For CMMC Level 1 organizations, the annual affirmation is submitted alongside the annual self-assessment results. For CMMC Level 2 self-assessment organizations, it is submitted annually with the self-assessment score. For CMMC Level 2 C3PAO-certified organizations, an affirmation must be submitted in Year 1 and Year 2 of the three-year certification cycle. 
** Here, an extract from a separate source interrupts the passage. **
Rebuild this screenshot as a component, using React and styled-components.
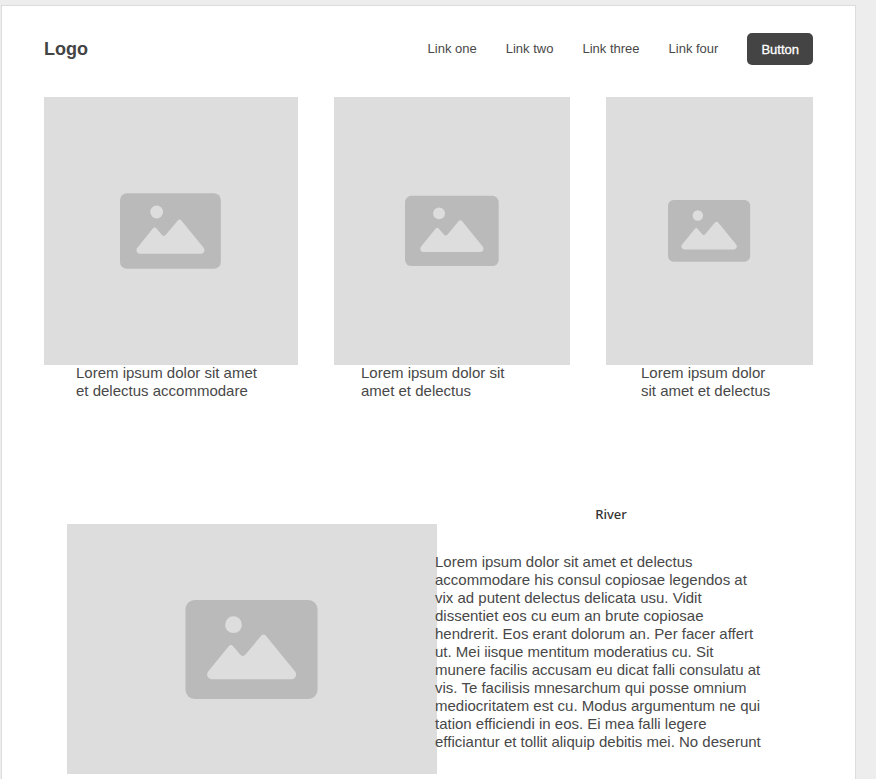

The Affirming Official must be a senior company officer, a CEO, COO, CIO, or equivalent executive who has the authority to legally bind the organization. The AO’s affirmation creates direct personal legal accountability under the False Claims Act for the accuracy of the SPRS compliance record. Signing an affirmation without adequate independent verification of the organization’s actual security posture represents significant personal legal risk.

 

What organizational changes trigger a CMMC reassessment or updated SPRS entry? 

 

Summary: Significant changes to the organizational environment, information systems, or business operations that affect the CMMC assessment scope or the implementation status of security controls trigger an obligation to update the System Security Plan, conduct an internal assessment of the changed environment, and potentially submit an updated SPRS entry reflecting the new compliance status. 

Triggering changes include: deployment of new IT systems, cloud services, or applications within the CUI environment; significant changes to network architecture that alter the assessment boundary; acquisition of a new business unit handling CUI; outsourcing of IT functions to a new MSP; replacement of a major cloud service provider used for CUI; significant changes to personnel, particularly the departure of key security personnel or the AO; and discovery of a security incident resulting in unauthorized access to CUI. 

The DoD’s guidance is that the SPRS entry should reflect the current compliance posture at all times. Allowing a SPRS entry to remain in place following major changes without reassessment creates False Claims Act exposure. 

 

How should an organization manage CMMC compliance after a merger or acquisition? 

 

Summary: Following a merger or acquisition, the surviving or acquiring entity must conduct a comprehensive review of how the transaction affects the CMMC assessment scope, evaluate whether the acquired entity’s systems meet the required CMMC level, and update all CMMC documentation and SPRS entries to reflect the new combined organizational posture. 

If the acquiring organization holds a CMMC Level 2 certification and the acquired entity has systems integrated into the certified environment, those systems must be assessed and brought into compliance before they are used to handle CUI. The existing CMMC certification does not automatically extend to the acquired entity’s systems. 

If the acquired entity operates as a completely separate legal entity with its own CAGE code and distinct systems, the certifications remain separate. The C3PAO that issued the original certification should be consulted regarding whether a delta assessment or full reassessment is required. CAGE code changes, legal entity restructuring, or changes in organizational ownership that affect FOCI status must be reported and assessed for program implications. Organizations undergoing M&A should engage their CMMC consultant or RPO early in the transaction process to assess CMMC implications before closing.

 

What are the most common CMMC compliance failures found during assessments? 

 

Summary: The most common CMMC compliance failures identified in C3PAO assessments and DIBCAC evaluations cluster around five areas: encryption implementation, multi-factor authentication gaps, insufficient documentation, inadequate vulnerability management, and access control deficiencies. 

Encryption (SC domain, 5-point controls): Missing FIPS 140-validated cryptography, either not implemented on portable devices or implemented with non-validated modules, is consistently the most frequently cited high-weight control failure. 

Multi-factor authentication (IA domain): MFA not enforced for all accounts and access methods, particularly for remote access accounts and privileged accounts, is the second most common high-weight gap. Documentation gaps (CA domain): Incomplete, outdated, or inaccurate System Security Plans, missing policies for one or more domains, or lack of evidence artifacts cause failures across multiple controls simultaneously. 

Vulnerability management (RA and SI domains): Organizations conducting infrequent vulnerability scans, lacking formal remediation timelines, or having unpatched critical vulnerabilities in in-scope systems fail RA and SI controls consistently. Access control (AC and IA domains): Over-provisioned user accounts, lack of formal access review processes, shared accounts, and missing account termination procedures are common findings.